Around 640 persons tested positive for novel coronavirus in Jammu and Kashmir in the last four days. As per the latest official data, out of the total cases, 1415 are ‘active positive’, 908 have recovered and 28 have died.
Officially, 1835 tests per million population, the highest in the country, are being done. The doubling rate of 17.2 days and recovery rate of around 44% in the J&K are also more than the national average.
However, the J&K now is among 13 states or UTs with the highest number of cases in the country. It has more cases than neighboring Punjab, Himachal Pradesh and Haryana.
There are some issues. The first is the increase in cases. This is not a reason to get alarmed. It, in fact, reflects the fact that Jammu and Kashmir is testing more people. Also it has the best testing rate among the states or UTs.

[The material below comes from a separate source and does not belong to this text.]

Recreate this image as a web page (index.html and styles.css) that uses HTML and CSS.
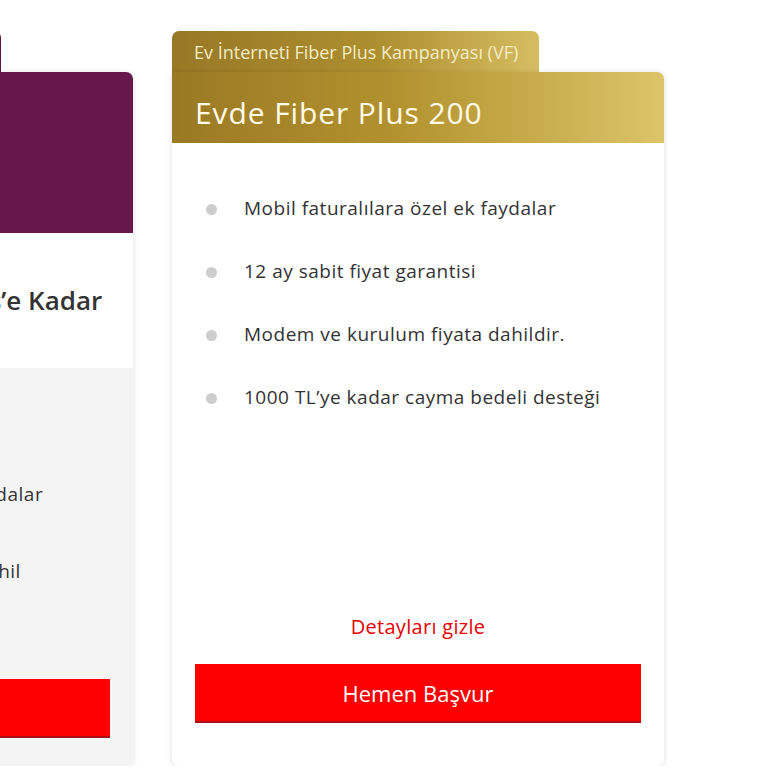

On Friday, J&K’s Chief Secretary, recognizing globally accepted way to track the infected, directed the Divisional and Deputy Commissioners to judiciously utilize the enhanced testing capacity through a rationale allocation among the districts.
Testing not only helps isolate infected people but it also helps the earlier treatment of those who are severely affected and ensure that they don’t transmit the infection to others and expose vulnerable to peril.
With MHA coming up with new guidelines, opening up many areas with more relaxations in both mobility and economic activity, there is a likelihood that cases may increase more. The concerned official machinery needs, as has been rightly recognized by the Chief Secretary, ensure a very stringent movement policy to restrict any kind of movement that may give rise to increase in infections. Areas need to be identified especially as the surge in cases in attributed to the arrival of travels. The recent episode in which six persons were allowed to go home in Tral without waiting for the test reports, which returned positive later, cannot be allowed even as an odd exception. It simply means inviting disaster.
Another issue is deaths. So far the confirmed toll is 28—25 in Kashmir and 3 in Jammu. It remains very far below the national fatality rate. Experts say that this, in turn, means that most patients have symptoms which dissipate with care and treatment.
The government has focused, rightly so, on home isolation. For a majority of patients, this is the best way out. However, there is a need to be cautious. Those under home quarantine must remain careful and mindful that returning home does not certify them being infection-free, at least for the stipulated time frame based on scientific analysis.